Читаем Разговоры с Гете в последние годы его жизни полностью

Радужные надежды Эккермана, однако, и тут не оправдались: ожидаемого успеха его мемуары поначалу не имели. Их упорно замалчивали, и, что хуже всего, они туго расходились. Над автором снисходительно подшучивали, видя в нем отсталого глашатая уже изжившей себя «эпохи Гёте» — иначе: «эстетической эпохи», как назвал ее Гейне в своем блестящем эссе «Романтическая школа», вышедшем в 1837 году.

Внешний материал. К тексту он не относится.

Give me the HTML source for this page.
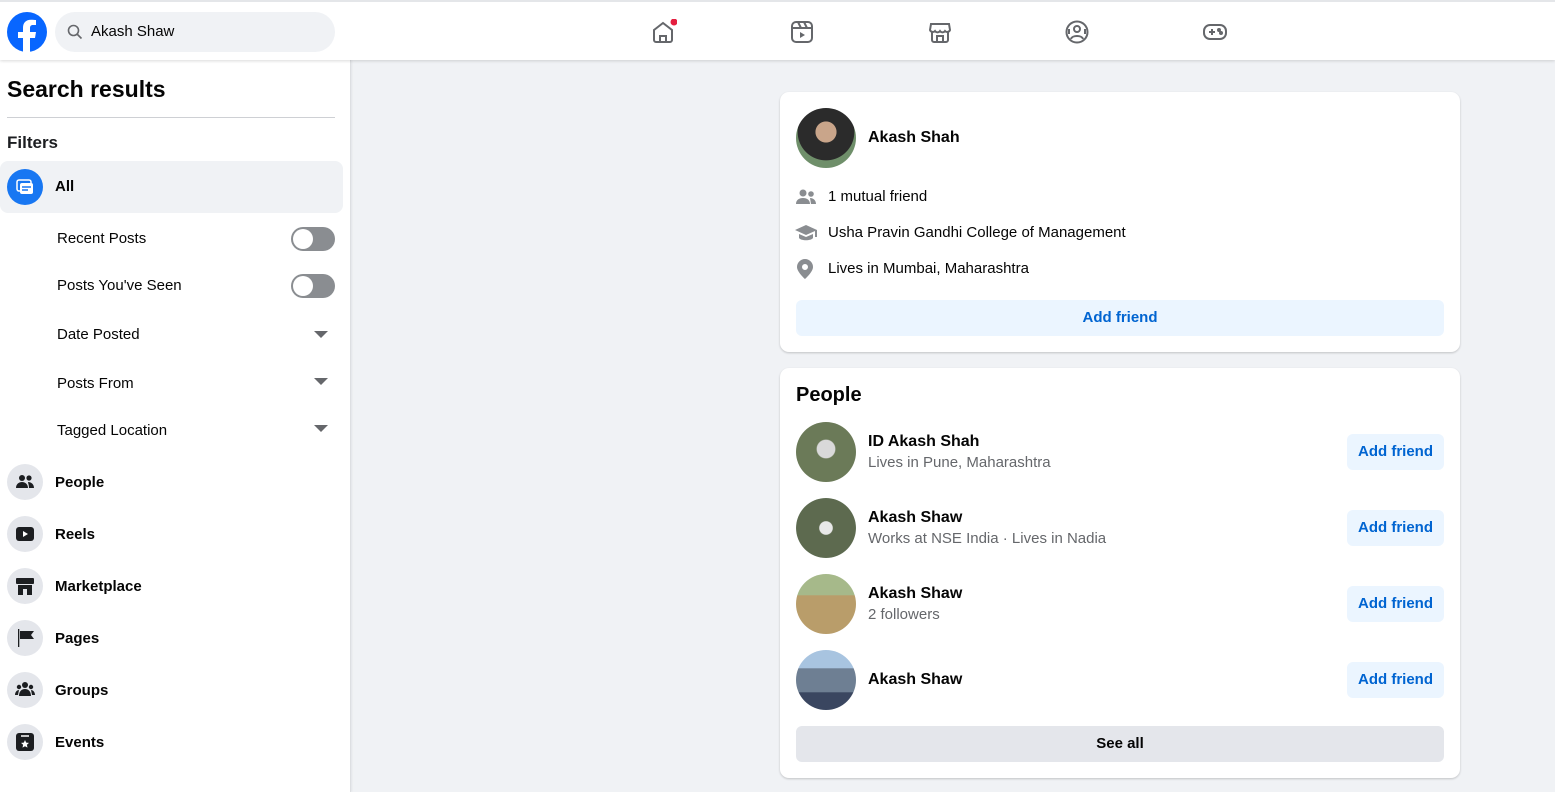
<!DOCTYPE html>
<html><head><meta charset="utf-8"><style>
*{box-sizing:border-box;margin:0;padding:0}
body{width:1555px;height:792px;overflow:hidden;background:#f0f2f5;font-family:"Liberation Sans",Arial,sans-serif;color:#050505;position:relative}
.hdr{position:absolute;left:0;top:0;width:1555px;height:60px;background:#fff;border-top:2px solid #e4e6e9;box-shadow:0 1px 3px rgba(0,0,0,.15);z-index:2}
.side{position:absolute;left:0;top:60px;width:351px;height:732px;background:#fff;border-right:1px solid #dddfe2;box-shadow:1px 0 2px rgba(0,0,0,.06)}
.abs{position:absolute}
.card{position:absolute;background:#fff;border-radius:9px;box-shadow:0 1px 2px rgba(0,0,0,.2)}
.circ{position:absolute;width:36px;height:36px;border-radius:50%;background:#e4e6eb;left:7px}
.lbl{position:absolute;left:55px;font-size:15px;font-weight:bold}
.flt{position:absolute;left:57px;font-size:15px}
.tog{position:absolute;left:291px;width:44px;height:24px;border-radius:12px;background:#8a8d91}
.tog::after{content:"";position:absolute;left:2px;top:2px;width:20px;height:20px;border-radius:50%;background:#fff}
.tri{position:absolute;left:314px;width:0;height:0;border-left:7px solid transparent;border-right:7px solid transparent;border-top:7px solid #65676b}
.btn{position:absolute;background:#ebf5ff;color:#0064d1;font-weight:bold;font-size:15px;border-radius:6px;text-align:center}
.av{position:absolute;width:60px;height:60px;border-radius:50%}
.nm{position:absolute;font-size:16px;font-weight:bold}
.sub{position:absolute;font-size:15px;color:#65676b}
</style></head><body>
<div class="hdr">
<svg class="abs" style="left:7px;top:10px" width="40" height="40" viewBox="0 0 40 40"><circle cx="20" cy="20" r="20" fill="#0866ff"/><path d="M23 40V26h5l1-6h-6v-4c0-2 1-3 3-3h3V8c-1 0-3-.3-5-.3-5 0-8 3-8 8V20h-5v6h5v14z" fill="#fff"/></svg>
<div class="abs" style="left:55px;top:10px;width:280px;height:40px;border-radius:20px;background:#f0f2f5"></div>
<svg class="abs" style="left:67px;top:22px" width="16" height="16" viewBox="0 0 16 16"><circle cx="6.5" cy="6.5" r="5" fill="none" stroke="#65676b" stroke-width="1.6"/><path d="M10 10l4.5 4.5" stroke="#65676b" stroke-width="1.6"/></svg>
<div class="abs" style="left:91px;top:21px;font-size:15px">Akash Shaw</div>
<svg class="abs" style="left:651px;top:17px" width="26" height="26" viewBox="0 0 26 26" fill="none" stroke="#65676b" stroke-width="2"><path d="M3 11L12 4l9 7v10a2 2 0 0 1-2 2H5a2 2 0 0 1-2-2z"/><path d="M9 23v-6h6v6"/><circle cx="23" cy="3" r="3.5" fill="#e41e3f" stroke="none"/></svg>
<svg class="abs" style="left:790px;top:18px" width="24" height="24" viewBox="0 0 24 24" fill="none" stroke="#65676b" stroke-width="2"><rect x="2" y="2" width="20" height="20" rx="4"/><path d="M2 8h20M8 2l3 6M14 2l3 6"/><path d="M10 12v6l5-3z" fill="#65676b" stroke="none"/></svg>
<svg class="abs" style="left:928px;top:18px" width="24" height="24" viewBox="0 0 24 24" fill="none" stroke="#65676b" stroke-width="2"><path d="M3 4h18l1 6a3 3 0 0 1-5 1 3 3 0 0 1-5 0 3 3 0 0 1-5 0 3 3 0 0 1-5-1z"/><path d="M4 12v8a2 2 0 0 0 2 2h12a2 2 0 0 0 2-2v-8M9 22v-6h6v6"/></svg>
<svg class="abs" style="left:1065px;top:18px" width="24" height="24" viewBox="0 0 24 24" fill="none" stroke="#65676b" stroke-width="2"><circle cx="12" cy="12" r="10.5"/><circle cx="12" cy="9" r="3"/><path d="M6 19c1-4 11-4 12 0M4 9v5M20 9v5"/></svg>
<svg class="abs" style="left:1203px;top:20px" width="24" height="20" viewBox="0 0 24 20" fill="none" stroke="#65676b" stroke-width="2"><rect x="1" y="3" width="22" height="14" rx="6"/><path d="M6 10h6M9 7v6"/><circle cx="16" cy="8" r="1" fill="#65676b"/><circle cx="18" cy="11" r="1" fill="#65676b"/></svg>
</div>
<div class="side">
<div class="abs" style="left:7px;top:16px;font-size:23px;font-weight:bold">Search results</div>
<div class="abs" style="left:7px;top:57px;width:328px;height:1px;background:#ced0d4"></div>
<div class="abs" style="left:7px;top:73px;font-size:17px;font-weight:bold;color:#1c1e21">Filters</div>
<div class="abs" style="left:0;top:101px;width:343px;height:52px;background:#f0f2f5;border-radius:8px"></div>
<div class="circ" style="top:109px;background:#1877f2"></div>
<svg class="abs" style="left:15px;top:117px" width="20" height="20" viewBox="0 0 20 20"><rect x="2" y="3" width="14" height="11" rx="2" fill="none" stroke="#fff" stroke-width="1.5"/><rect x="5" y="6" width="13" height="11" rx="2" fill="#fff"/><path d="M7 10h9M7 13h6" stroke="#1877f2" stroke-width="1.5"/></svg>
<div class="lbl" style="top:118px">All</div>
<div class="flt" style="top:170px">Recent Posts</div><div class="tog" style="top:167px"></div>
<div class="flt" style="top:217px">Posts You've Seen</div><div class="tog" style="top:214px"></div>
<div class="flt" style="top:266px">Date Posted</div><div class="tri" style="top:271px"></div>
<div class="flt" style="top:315px">Posts From</div><div class="tri" style="top:318px"></div>
<div class="flt" style="top:362px">Tagged Location</div><div class="tri" style="top:365px"></div>
<div class="circ" style="top:404px"></div><div class="lbl" style="top:414px">People</div>
<svg class="abs" style="left:16px;top:414px" width="18" height="16" viewBox="0 0 18 16" fill="#1c1e21"><circle cx="6" cy="4" r="3"/><circle cx="13" cy="4" r="2.6"/><path d="M0 14c0-4 3-6 6-6s6 2 6 6zM12 8c3 0 6 2 6 6h-5c0-3-1-5-1-6z"/></svg>
<div class="circ" style="top:456px"></div><div class="lbl" style="top:466px">Reels</div>
<svg class="abs" style="left:16px;top:467px" width="18" height="14" viewBox="0 0 18 14"><rect width="18" height="14" rx="3" fill="#1c1e21"/><path d="M7 4v6l5-3z" fill="#fff"/></svg>
<div class="circ" style="top:508px"></div><div class="lbl" style="top:518px">Marketplace</div>
<svg class="abs" style="left:16px;top:517px" width="18" height="18" viewBox="0 0 18 18" fill="#1c1e21"><rect x="0" y="1" width="18" height="6" rx="1"/><path d="M2 8h14v10H11v-6H7v6H2z"/></svg>
<div class="circ" style="top:560px"></div><div class="lbl" style="top:570px">Pages</div>
<svg class="abs" style="left:17px;top:569px" width="17" height="18" viewBox="0 0 17 18" fill="#1c1e21"><rect x="1" y="0" width="1.3" height="18"/><path d="M3 2h14l-3 4 3 4H3z"/></svg>
<div class="circ" style="top:612px"></div><div class="lbl" style="top:622px">Groups</div>
<svg class="abs" style="left:15px;top:622px" width="20" height="14" viewBox="0 0 20 14" fill="#1c1e21"><circle cx="10" cy="3" r="3"/><circle cx="4" cy="5" r="2.2"/><circle cx="16" cy="5" r="2.2"/><path d="M4 14c0-5 3-7 6-7s6 2 6 7zM0 13c0-3 2-5 4-5l-1 5zM20 13c0-3-2-5-4-5l1 5z"/></svg>
<div class="circ" style="top:664px"></div><div class="lbl" style="top:674px">Events</div>
<svg class="abs" style="left:16px;top:673px" width="18" height="18" viewBox="0 0 18 18"><rect width="18" height="18" rx="3" fill="#1c1e21"/><path d="M5 3h8" stroke="#fff" stroke-width="1.5"/><path d="M9 7l1.2 2.6 2.8.3-2.1 1.9.6 2.8L9 13.2l-2.5 1.4.6-2.8-2.1-1.9 2.8-.3z" fill="#fff"/></svg>
</div>

<div class="card" style="left:780px;top:92px;width:680px;height:260px">
<div class="av" style="left:16px;top:16px;background:radial-gradient(circle at 50% 40%,#c9a58a 0 22%,#2b2b2b 23% 60%,#6f8f6a 61%)"></div>
<div class="nm" style="left:88px;top:37px">Akash Shah</div>
<svg class="abs" style="left:16px;top:97px" width="20" height="16" viewBox="0 0 20 16" fill="#8a8d91"><circle cx="7" cy="4" r="3.5"/><circle cx="15" cy="5" r="2.8"/><path d="M0 15c0-4 3-6 7-6s7 2 7 6zM14 9c3 0 6 2 6 6h-5z"/></svg>
<div class="abs" style="left:48px;top:96px;font-size:15px">1 mutual friend</div>
<svg class="abs" style="left:15px;top:132px" width="22" height="18" viewBox="0 0 22 18" fill="#8a8d91"><path d="M11 1L0 6l11 5 9-4v6h2V6z"/><path d="M4 10v4c2 3 12 3 14 0v-4l-7 3z"/></svg>
<div class="abs" style="left:48px;top:132px;font-size:15px">Usha Pravin Gandhi College of Management</div>
<svg class="abs" style="left:17px;top:167px" width="16" height="20" viewBox="0 0 16 20" fill="#8a8d91"><path d="M8 0a8 8 0 0 0-8 8c0 5 8 12 8 12s8-7 8-12a8 8 0 0 0-8-8zm0 11a3 3 0 1 1 0-6 3 3 0 0 1 0 6z"/></svg>
<div class="abs" style="left:48px;top:168px;font-size:15px">Lives in Mumbai, Maharashtra</div>
<div class="btn" style="left:16px;top:208px;width:648px;height:36px;line-height:36px">Add friend</div>
</div>

<div class="card" style="left:780px;top:368px;width:680px;height:410px">
<div class="abs" style="left:16px;top:16px;font-size:20px;font-weight:bold">People</div>
<div class="av" style="left:16px;top:54px;background:radial-gradient(circle at 50% 45%,#d9d9d9 0 20%,#6b7a58 22%)"></div>
<div class="nm" style="left:88px;top:65px">ID Akash Shah</div>
<div class="sub" style="left:88px;top:86px">Lives in Pune, Maharashtra</div>
<div class="btn" style="left:567px;top:66px;width:97px;height:36px;line-height:36px">Add friend</div>
<div class="av" style="left:16px;top:130px;background:radial-gradient(circle at 50% 50%,#e8e8e8 0 15%,#5d6a4f 17% 70%,#8a9a8a 71%)"></div>
<div class="nm" style="left:88px;top:141px">Akash Shaw</div>
<div class="sub" style="left:88px;top:162px">Works at NSE India · Lives in Nadia</div>
<div class="btn" style="left:567px;top:142px;width:97px;height:36px;line-height:36px">Add friend</div>
<div class="av" style="left:16px;top:206px;background:linear-gradient(#a6b98a 0 35%,#b99d6a 36%)"></div>
<div class="nm" style="left:88px;top:217px">Akash Shaw</div>
<div class="sub" style="left:88px;top:238px">2 followers</div>
<div class="btn" style="left:567px;top:218px;width:97px;height:36px;line-height:36px">Add friend</div>
<div class="av" style="left:16px;top:282px;background:linear-gradient(#a8c4e0 0 30%,#6e7f93 31% 70%,#3a4660 71%)"></div>
<div class="nm" style="left:88px;top:303px">Akash Shaw</div>
<div class="btn" style="left:567px;top:294px;width:97px;height:36px;line-height:36px">Add friend</div>
<div class="abs" style="left:16px;top:358px;width:648px;height:36px;line-height:36px;background:#e4e6eb;border-radius:6px;text-align:center;font-size:15px;font-weight:bold;color:#050505">See all</div>
</div>
</body></html>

Гейне не обрушил своих критических сарказмов на самого Гёте, которого по-прежнему почитал первым поэтом Германки, но тем язвительнее отзывался о «Гётеанцах», то есть о малых последователях великого поэта. Они-де «смотрели на искусство как на вторую действительность и ставили таковую так высоко, что все, чем бы ни жили люди, — их дела, их мораль, их верования, — казалось, происходит где-то вдали, в жалкой низине повседневности». Эта характеристика явно не относилась к Гёте, никогда не перестававшему думать о будущем своего народа, о лучшем устройстве всего человечества — чему свидетельством социальные идеи, высказанные им в «Годах странствий Вильгельма Мейстера», и тем более предсмертный монолог Фауста, мечтающего увидеть «народ свободный на земле свободной».

Но Гёте довелось услышать о себе и куда более резкие отзывы своих недругов еще при жизни. «Этот человек обладал огромной тормозящей силой, — писал буржуазный радикал Людвиг Берне в своем «Письме из Парижа» от 20 ноября 1830 года, — с тех пор как я стал чувствовать, я его ненавижу, с тех пор как научился думать, знаю за что…» «Гёте рифмованный холоп, как Гегель нерифмованный». Таков был политический удар, нанесенный великому поэту «слева».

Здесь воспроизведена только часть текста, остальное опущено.